#### Stated goal
Below is a listing to write out in full, exactly as given, without its pictures.

#### Source data
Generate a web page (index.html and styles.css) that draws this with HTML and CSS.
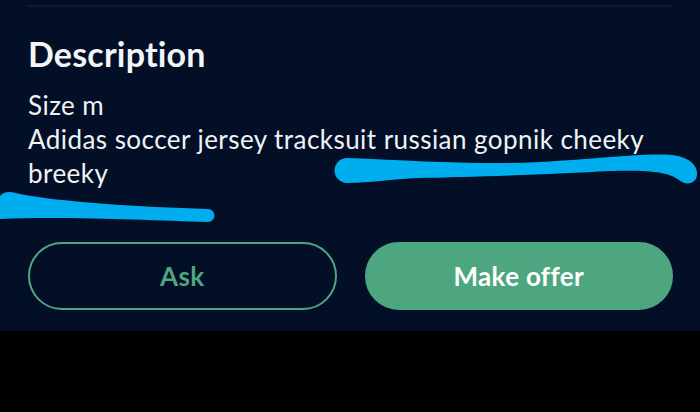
FILE: index.html
```html
<!DOCTYPE html>
<html>
<head>
<meta charset="utf-8">
<link rel="stylesheet" href="styles.css">
</head>
<body>
<div class="screen">
  <section class="panel">
    <div class="divider"></div>
    <h2 class="title">Description</h2>
    <p class="desc">Size m<br>Adidas soccer jersey tracksuit russian gopnik cheeky breeky</p>
    <div class="actions">
      <button class="btn btn-outline">Ask</button>
      <button class="btn btn-fill">Make offer</button>
    </div>
    <svg class="scribble" width="700" height="331" viewBox="0 0 700 331">
      <path d="M347 158 C 420 161, 480 165, 540 162 S 640 153, 672 155 C 690 157, 698 166, 697 175 C 696 184, 686 186, 679 180 C 668 172, 650 170, 610 171 C 560 174, 470 177, 420 178 C 390 179, 370 183, 347 183 A 12.5 12.5 0 0 1 347 158 Z" fill="#00adef"/>
      <path d="M0 196 C 4 191, 10 191, 20 194 C 60 202, 140 207, 208 209 A 6.5 6.5 0 0 1 208 222 C 150 220, 60 216, 0 219 Z" fill="#00adef"/>
    </svg>
  </section>
</div>
</body>
</html>
```

FILE: styles.css
```css
html, body {
  margin: 0;
  padding: 0;
  background: #000;
}

.screen {
  width: 700px;
  height: 412px;
  background: #000;
}

.panel {
  position: relative;
  height: 331px;
  box-sizing: border-box;
  background: #020f27;
  padding: 5px 27px 0 28px;
  font-family: Lato, "Open Sans", sans-serif;
  font-variant-ligatures: none;
  color: #f2f4f7;
}

.divider {
  height: 2px;
  background: #0c1a32;
  margin-left: -1px;
}

.title {
  margin: 27px 0 0;
  font-size: 34px;
  font-weight: 700;
  line-height: 40px;
  letter-spacing: 0.2px;
  color: #f4f5f7;
}

.desc {
  margin: 14px 0 0;
  font-size: 26px;
  line-height: 34px;
  letter-spacing: 0.45px;
  font-weight: 400;
  color: #f0f2f5;
}

.actions {
  display: flex;
  gap: 28px;
  margin-top: 52px;
}

.btn {
  flex: 1;
  height: 68px;
  border-radius: 34px;
  font-family: Lato, "Open Sans", sans-serif;
  font-variant-ligatures: none;
  font-size: 26px;
  font-weight: 700;
  letter-spacing: 0.3px;
  box-sizing: border-box;
  cursor: pointer;
  padding: 0;
}

.btn-outline {
  background: transparent;
  border: 2px solid #4ea681;
  color: #4ea681;
}

.btn-fill {
  background: #4ea681;
  border: 2px solid #4ea681;
  color: #ffffff;
}

.scribble {
  position: absolute;
  left: 0;
  top: 0;
  pointer-events: none;
}
```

#### Solution to the exercise
Generate a web page (index.html and styles.css) that draws this with HTML and CSS.
FILE: index.html
```html
<!DOCTYPE html>
<html>
<head>
<meta charset="utf-8">
<link rel="stylesheet" href="styles.css">
</head>
<body>
<div class="screen">
  <section class="panel">
    <div class="divider"></div>
    <h2 class="title">Description</h2>
    <p class="desc">Size m<br>Adidas soccer jersey tracksuit russian gopnik cheeky breeky</p>
    <div class="actions">
      <button class="btn btn-outline">Ask</button>
      <button class="btn btn-fill">Make offer</button>
    </div>
    <svg class="scribble" width="700" height="331" viewBox="0 0 700 331">
      <path d="M347 158 C 420 161, 480 165, 540 162 S 640 153, 672 155 C 690 157, 698 166, 697 175 C 696 184, 686 186, 679 180 C 668 172, 650 170, 610 171 C 560 174, 470 177, 420 178 C 390 179, 370 183, 347 183 A 12.5 12.5 0 0 1 347 158 Z" fill="#00adef"/>
      <path d="M0 196 C 4 191, 10 191, 20 194 C 60 202, 140 207, 208 209 A 6.5 6.5 0 0 1 208 222 C 150 220, 60 216, 0 219 Z" fill="#00adef"/>
    </svg>
  </section>
</div>
</body>
</html>
```

FILE: styles.css
```css
html, body {
  margin: 0;
  padding: 0;
  background: #000;
}

.screen {
  width: 700px;
  height: 412px;
  background: #000;
}

.panel {
  position: relative;
  height: 331px;
  box-sizing: border-box;
  background: #020f27;
  padding: 5px 27px 0 28px;
  font-family: Lato, "Open Sans", sans-serif;
  font-variant-ligatures: none;
  color: #f2f4f7;
}

.divider {
  height: 2px;
  background: #0c1a32;
  margin-left: -1px;
}

.title {
  margin: 27px 0 0;
  font-size: 34px;
  font-weight: 700;
  line-height: 40px;
  letter-spacing: 0.2px;
  color: #f4f5f7;
}

.desc {
  margin: 14px 0 0;
  font-size: 26px;
  line-height: 34px;
  letter-spacing: 0.45px;
  font-weight: 400;
  color: #f0f2f5;
}

.actions {
  display: flex;
  gap: 28px;
  margin-top: 52px;
}

.btn {
  flex: 1;
  height: 68px;
  border-radius: 34px;
  font-family: Lato, "Open Sans", sans-serif;
  font-variant-ligatures: none;
  font-size: 26px;
  font-weight: 700;
  letter-spacing: 0.3px;
  box-sizing: border-box;
  cursor: pointer;
  padding: 0;
}

.btn-outline {
  background: transparent;
  border: 2px solid #4ea681;
  color: #4ea681;
}

.btn-fill {
  background: #4ea681;
  border: 2px solid #4ea681;
  color: #ffffff;
}

.scribble {
  position: absolute;
  left: 0;
  top: 0;
  pointer-events: none;
}
```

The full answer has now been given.